4. Who do you see as potential user of the system ?
- Any company that has massive data stored in HDFS (logically as single table) and want to perform aggregation in online fashion or only till certain accuracy. Note, that the table containing the data need not be pre-randomized.

5. What does user of the system needs to know ?
- Just how to write and run a hadoop job ... All he/she has to do is write a hadoop mapper and set appropriate parameters in job configuration. For details see appendix of our paper.

6. You didn't explain too much statistics in the talk ... I want to know more
- Yes, you are absolutely right. Infact, that was intentional :) ... If I have to give one-line summary of statistics here is it: Sample from a Multi-variate normal on value, processing time and scheduling time (which have correlation factor associated with between each of them) which takes in account the 'lower bound' information of processing time of the blocks that are currently been processed ... rather than simply sampling from the distribution over data.

7. You don't talk about performance ... Isn't randomized scheduling policy bad for performance ?
- We didnt talk about the performance, mainly because we didnot provide any comparative study for performance in our paper. Note that, our policy is not same as a strict randomized policy. We expect the master to maintain a randomize queue and start the timer when a worker asks for the block. If for some reason (say locality), worker doesnot want that block or master has some internal (locality-based) scheduling algorithm, he can leave the timer ON and go for next block in the randomized queue. This is necessary machinery for sampling theory. This will yield performance that is similar to locality-based scheduling. However, in our current implementation, we have not used this mechanism.

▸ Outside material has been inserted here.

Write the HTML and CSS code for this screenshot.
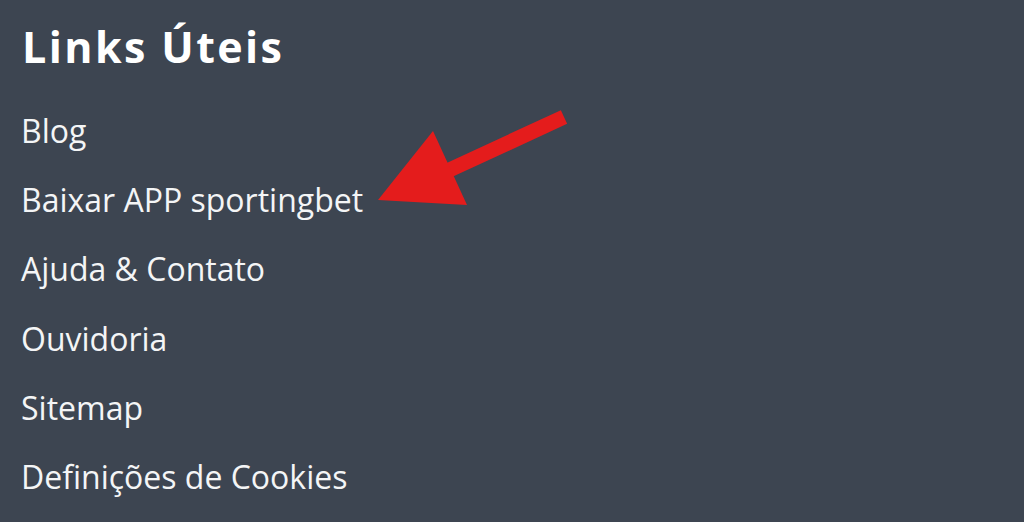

We intend to do the performance study in our future work.

Presentation tips:

Clearly my presentation has lot of room for improvement, for example: need to talk slower, more uniform layout of the slides, more interaction with audience etc. However, I have learnt a great deal while preparing and giving this presentation. I will summarize few points that I (and probably lot of graduate students) need to be careful about. For more detailed analysis of these points, I suggest you read Presentation Zen, Slide:ology and When the scientist present.

Step 1: Planning your presentation
1. Create a relaxing environment
- Go to a library, coffee place, garden (place where no one will disturb you)
- Take time to relax and forget about daily chores.
- Don't bring your laptop. In this step, you will create rough sketch of the presentation on paper (not slideware)
- Lot of the time, changing locations helps you to be more creative.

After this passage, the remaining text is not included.